Task to carry out:
Show, in full, each line of the data that contains "Tailwind".

··· Records shown

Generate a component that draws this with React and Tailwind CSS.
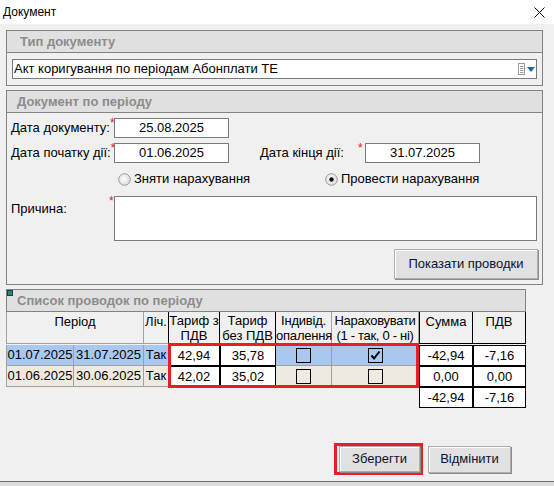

······
··· Records shown

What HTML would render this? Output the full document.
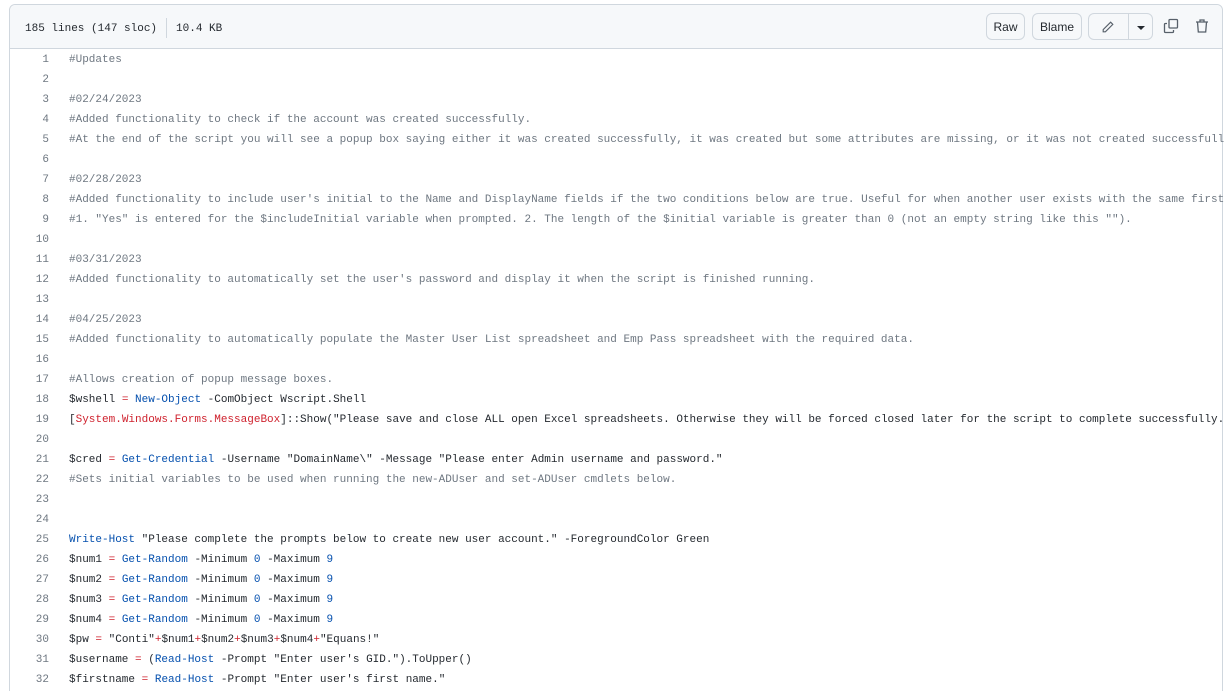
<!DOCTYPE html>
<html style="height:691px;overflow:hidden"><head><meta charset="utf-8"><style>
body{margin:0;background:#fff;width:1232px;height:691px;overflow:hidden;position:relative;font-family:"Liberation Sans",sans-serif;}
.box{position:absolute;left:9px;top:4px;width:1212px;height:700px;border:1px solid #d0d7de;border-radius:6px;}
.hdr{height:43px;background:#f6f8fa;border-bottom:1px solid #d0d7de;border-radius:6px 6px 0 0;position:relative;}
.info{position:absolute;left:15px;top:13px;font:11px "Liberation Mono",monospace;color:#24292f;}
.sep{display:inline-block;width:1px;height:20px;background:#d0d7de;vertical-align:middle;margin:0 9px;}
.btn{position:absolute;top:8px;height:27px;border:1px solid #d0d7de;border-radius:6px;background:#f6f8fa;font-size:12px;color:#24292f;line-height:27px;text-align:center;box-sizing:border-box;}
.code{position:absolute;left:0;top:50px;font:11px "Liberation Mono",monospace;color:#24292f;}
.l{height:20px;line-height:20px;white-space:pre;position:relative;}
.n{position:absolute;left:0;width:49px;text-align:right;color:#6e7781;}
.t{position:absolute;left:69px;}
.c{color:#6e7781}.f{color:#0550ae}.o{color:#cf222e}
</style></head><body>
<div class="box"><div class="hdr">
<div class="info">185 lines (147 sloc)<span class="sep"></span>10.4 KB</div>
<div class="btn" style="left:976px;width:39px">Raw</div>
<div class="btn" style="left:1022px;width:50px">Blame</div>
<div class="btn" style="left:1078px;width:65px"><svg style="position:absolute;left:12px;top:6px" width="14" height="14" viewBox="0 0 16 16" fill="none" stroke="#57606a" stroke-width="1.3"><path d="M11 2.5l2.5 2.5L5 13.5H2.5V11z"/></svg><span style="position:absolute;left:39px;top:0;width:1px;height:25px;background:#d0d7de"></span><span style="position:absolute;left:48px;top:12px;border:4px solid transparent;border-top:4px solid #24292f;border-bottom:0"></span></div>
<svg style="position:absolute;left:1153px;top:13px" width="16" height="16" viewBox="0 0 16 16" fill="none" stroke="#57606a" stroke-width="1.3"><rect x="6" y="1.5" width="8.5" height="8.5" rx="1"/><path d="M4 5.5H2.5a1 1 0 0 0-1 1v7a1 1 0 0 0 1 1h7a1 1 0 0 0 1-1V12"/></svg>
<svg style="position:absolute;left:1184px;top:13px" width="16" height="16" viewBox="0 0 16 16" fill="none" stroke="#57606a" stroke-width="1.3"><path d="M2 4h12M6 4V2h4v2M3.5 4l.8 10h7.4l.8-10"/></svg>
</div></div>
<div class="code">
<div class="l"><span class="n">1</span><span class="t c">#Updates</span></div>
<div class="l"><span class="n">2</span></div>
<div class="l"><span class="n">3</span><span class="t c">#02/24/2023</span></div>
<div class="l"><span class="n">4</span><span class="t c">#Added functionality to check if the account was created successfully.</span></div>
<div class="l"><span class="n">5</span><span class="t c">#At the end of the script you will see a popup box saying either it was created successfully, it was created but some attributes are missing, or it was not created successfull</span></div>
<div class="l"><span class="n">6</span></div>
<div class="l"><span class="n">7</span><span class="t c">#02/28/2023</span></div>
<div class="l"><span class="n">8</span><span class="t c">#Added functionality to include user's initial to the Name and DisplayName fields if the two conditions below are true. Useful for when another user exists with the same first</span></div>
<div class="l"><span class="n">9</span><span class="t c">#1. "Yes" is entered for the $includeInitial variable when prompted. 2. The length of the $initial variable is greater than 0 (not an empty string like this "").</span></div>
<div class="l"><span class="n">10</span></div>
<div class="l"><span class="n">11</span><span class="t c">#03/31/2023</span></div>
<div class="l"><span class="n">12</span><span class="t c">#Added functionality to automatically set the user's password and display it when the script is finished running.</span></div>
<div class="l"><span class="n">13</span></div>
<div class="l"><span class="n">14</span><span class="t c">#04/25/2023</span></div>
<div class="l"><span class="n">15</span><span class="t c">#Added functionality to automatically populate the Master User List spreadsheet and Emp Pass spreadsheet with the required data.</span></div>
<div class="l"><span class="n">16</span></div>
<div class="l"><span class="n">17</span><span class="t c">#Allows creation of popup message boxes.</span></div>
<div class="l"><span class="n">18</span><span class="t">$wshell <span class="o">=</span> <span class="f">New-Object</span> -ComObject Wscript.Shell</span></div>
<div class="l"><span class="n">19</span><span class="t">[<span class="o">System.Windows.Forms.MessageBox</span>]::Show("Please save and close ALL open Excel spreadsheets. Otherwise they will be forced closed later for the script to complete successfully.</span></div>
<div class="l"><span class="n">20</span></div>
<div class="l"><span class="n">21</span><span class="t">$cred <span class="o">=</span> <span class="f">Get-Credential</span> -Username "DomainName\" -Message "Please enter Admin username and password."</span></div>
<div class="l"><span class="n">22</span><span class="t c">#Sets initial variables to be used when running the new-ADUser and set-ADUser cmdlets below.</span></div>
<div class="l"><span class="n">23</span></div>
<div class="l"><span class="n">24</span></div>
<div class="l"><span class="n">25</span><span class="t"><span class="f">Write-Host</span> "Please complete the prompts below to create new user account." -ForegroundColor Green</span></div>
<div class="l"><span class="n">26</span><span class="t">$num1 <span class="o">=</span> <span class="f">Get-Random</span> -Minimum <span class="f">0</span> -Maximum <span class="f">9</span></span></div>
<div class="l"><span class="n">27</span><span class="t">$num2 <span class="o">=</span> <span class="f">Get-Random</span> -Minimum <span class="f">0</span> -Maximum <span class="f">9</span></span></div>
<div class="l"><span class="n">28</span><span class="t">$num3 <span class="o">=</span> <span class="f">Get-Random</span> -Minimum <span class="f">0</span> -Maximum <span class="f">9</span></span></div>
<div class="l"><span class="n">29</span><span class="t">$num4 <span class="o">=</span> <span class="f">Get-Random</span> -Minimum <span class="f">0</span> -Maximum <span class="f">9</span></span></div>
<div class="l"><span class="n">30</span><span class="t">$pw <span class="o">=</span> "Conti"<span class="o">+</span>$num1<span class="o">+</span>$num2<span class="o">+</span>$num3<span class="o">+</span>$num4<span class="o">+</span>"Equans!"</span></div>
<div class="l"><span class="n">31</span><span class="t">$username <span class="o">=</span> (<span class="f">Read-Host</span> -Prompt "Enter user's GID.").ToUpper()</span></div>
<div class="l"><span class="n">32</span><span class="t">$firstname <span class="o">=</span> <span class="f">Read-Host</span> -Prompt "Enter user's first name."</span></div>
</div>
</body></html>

······
··· Records shown

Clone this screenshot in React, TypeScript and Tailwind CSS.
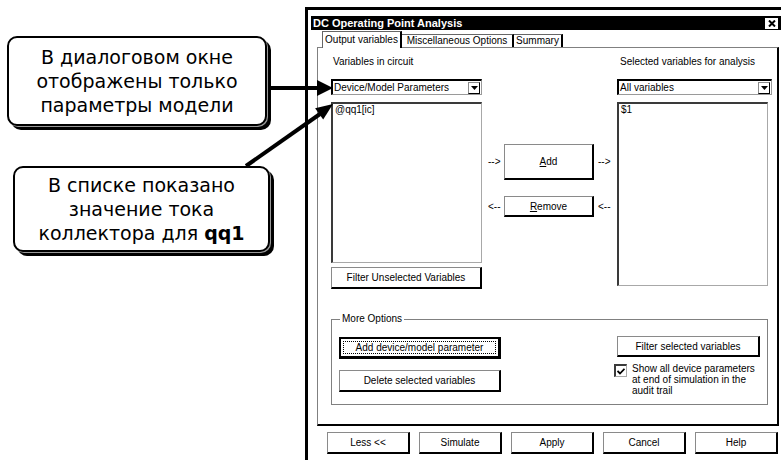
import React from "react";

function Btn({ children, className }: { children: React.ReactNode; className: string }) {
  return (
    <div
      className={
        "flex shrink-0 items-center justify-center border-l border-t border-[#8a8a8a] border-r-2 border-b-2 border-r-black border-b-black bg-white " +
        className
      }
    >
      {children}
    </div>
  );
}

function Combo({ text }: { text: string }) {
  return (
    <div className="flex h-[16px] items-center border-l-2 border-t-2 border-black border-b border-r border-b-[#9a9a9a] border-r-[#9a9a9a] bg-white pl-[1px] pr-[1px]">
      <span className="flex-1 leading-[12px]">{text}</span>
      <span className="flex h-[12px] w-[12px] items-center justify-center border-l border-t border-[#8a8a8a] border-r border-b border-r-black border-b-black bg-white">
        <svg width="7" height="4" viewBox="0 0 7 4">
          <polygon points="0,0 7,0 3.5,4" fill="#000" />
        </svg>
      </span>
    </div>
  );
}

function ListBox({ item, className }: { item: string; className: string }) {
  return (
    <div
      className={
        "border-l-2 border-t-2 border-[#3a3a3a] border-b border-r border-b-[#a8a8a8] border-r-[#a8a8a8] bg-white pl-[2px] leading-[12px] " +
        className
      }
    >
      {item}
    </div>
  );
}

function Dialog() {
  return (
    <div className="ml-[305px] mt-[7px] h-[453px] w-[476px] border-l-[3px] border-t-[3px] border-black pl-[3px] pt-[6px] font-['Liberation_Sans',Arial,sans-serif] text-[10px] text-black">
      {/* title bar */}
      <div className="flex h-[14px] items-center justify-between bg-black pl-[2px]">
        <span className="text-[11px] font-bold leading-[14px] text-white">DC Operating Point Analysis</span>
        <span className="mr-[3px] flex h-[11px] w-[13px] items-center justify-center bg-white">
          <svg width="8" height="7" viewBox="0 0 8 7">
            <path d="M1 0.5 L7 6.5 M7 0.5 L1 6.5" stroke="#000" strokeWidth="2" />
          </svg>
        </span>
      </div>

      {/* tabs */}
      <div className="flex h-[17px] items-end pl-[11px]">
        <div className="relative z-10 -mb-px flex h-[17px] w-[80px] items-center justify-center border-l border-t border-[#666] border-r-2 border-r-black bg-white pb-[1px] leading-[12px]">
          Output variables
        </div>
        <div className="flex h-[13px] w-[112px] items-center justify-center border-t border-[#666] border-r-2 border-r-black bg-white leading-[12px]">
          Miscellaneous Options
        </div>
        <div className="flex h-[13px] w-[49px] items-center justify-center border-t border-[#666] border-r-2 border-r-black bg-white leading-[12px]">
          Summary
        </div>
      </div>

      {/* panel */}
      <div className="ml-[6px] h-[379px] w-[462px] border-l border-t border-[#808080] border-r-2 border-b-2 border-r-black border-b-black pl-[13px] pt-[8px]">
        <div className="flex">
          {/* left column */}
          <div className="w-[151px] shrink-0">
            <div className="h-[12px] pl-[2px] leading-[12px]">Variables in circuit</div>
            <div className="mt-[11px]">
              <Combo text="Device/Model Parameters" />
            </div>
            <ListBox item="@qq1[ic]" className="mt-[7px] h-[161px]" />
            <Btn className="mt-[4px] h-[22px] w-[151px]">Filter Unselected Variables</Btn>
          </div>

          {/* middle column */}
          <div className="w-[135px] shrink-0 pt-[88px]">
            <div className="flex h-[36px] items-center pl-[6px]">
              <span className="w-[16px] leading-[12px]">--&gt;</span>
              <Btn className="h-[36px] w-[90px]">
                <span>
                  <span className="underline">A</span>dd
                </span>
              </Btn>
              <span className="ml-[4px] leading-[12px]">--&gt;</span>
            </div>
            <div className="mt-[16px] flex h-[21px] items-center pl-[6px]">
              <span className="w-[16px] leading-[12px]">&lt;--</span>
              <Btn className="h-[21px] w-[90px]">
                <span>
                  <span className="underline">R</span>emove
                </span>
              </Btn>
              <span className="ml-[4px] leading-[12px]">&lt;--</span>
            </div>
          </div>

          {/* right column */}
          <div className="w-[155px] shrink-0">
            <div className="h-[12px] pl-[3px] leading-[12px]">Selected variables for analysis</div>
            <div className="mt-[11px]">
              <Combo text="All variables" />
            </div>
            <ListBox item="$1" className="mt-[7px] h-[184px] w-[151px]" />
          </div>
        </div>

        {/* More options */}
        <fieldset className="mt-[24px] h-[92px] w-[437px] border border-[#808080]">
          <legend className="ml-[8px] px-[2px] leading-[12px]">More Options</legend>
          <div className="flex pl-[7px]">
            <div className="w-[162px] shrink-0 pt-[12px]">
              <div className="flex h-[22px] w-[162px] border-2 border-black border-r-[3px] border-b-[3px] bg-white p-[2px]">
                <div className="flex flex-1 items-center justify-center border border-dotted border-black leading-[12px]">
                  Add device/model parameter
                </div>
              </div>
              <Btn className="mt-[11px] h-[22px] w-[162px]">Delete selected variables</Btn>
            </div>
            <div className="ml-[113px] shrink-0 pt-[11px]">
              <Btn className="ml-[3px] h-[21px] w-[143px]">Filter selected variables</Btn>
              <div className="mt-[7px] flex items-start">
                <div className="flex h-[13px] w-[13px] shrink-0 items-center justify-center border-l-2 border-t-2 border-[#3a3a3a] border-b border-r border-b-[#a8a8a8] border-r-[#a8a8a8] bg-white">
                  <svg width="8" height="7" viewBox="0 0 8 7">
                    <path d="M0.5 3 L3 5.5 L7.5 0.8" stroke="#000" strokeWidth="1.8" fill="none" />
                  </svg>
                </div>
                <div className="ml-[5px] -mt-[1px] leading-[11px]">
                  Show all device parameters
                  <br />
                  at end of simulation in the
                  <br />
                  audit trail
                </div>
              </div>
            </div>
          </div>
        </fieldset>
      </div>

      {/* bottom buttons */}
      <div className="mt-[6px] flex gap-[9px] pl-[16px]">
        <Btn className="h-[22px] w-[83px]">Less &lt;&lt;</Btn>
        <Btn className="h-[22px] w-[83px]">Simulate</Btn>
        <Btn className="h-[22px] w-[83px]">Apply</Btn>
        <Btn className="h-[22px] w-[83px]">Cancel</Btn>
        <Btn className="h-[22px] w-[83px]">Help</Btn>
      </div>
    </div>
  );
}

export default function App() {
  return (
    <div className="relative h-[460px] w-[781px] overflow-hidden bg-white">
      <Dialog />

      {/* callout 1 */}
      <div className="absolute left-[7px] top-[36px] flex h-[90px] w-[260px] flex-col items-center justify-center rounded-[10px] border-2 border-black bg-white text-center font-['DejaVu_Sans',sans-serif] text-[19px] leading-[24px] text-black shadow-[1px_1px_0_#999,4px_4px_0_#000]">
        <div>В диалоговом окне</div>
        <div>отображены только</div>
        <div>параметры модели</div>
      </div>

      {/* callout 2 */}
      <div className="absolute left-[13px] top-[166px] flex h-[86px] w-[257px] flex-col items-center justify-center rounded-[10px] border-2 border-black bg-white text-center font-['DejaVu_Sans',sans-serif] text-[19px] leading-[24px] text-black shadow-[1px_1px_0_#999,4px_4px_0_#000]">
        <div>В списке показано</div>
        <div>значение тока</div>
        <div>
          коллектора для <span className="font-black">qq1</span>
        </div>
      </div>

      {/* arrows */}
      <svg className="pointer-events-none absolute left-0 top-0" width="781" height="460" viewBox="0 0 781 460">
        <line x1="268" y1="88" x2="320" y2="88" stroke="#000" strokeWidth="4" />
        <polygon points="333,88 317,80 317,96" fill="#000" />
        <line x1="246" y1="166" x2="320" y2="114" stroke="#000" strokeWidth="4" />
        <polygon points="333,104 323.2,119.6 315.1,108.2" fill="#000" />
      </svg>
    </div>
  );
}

······

Right answer:
Generate a component that draws this with React and Tailwind CSS.
Clone this screenshot in React, TypeScript and Tailwind CSS.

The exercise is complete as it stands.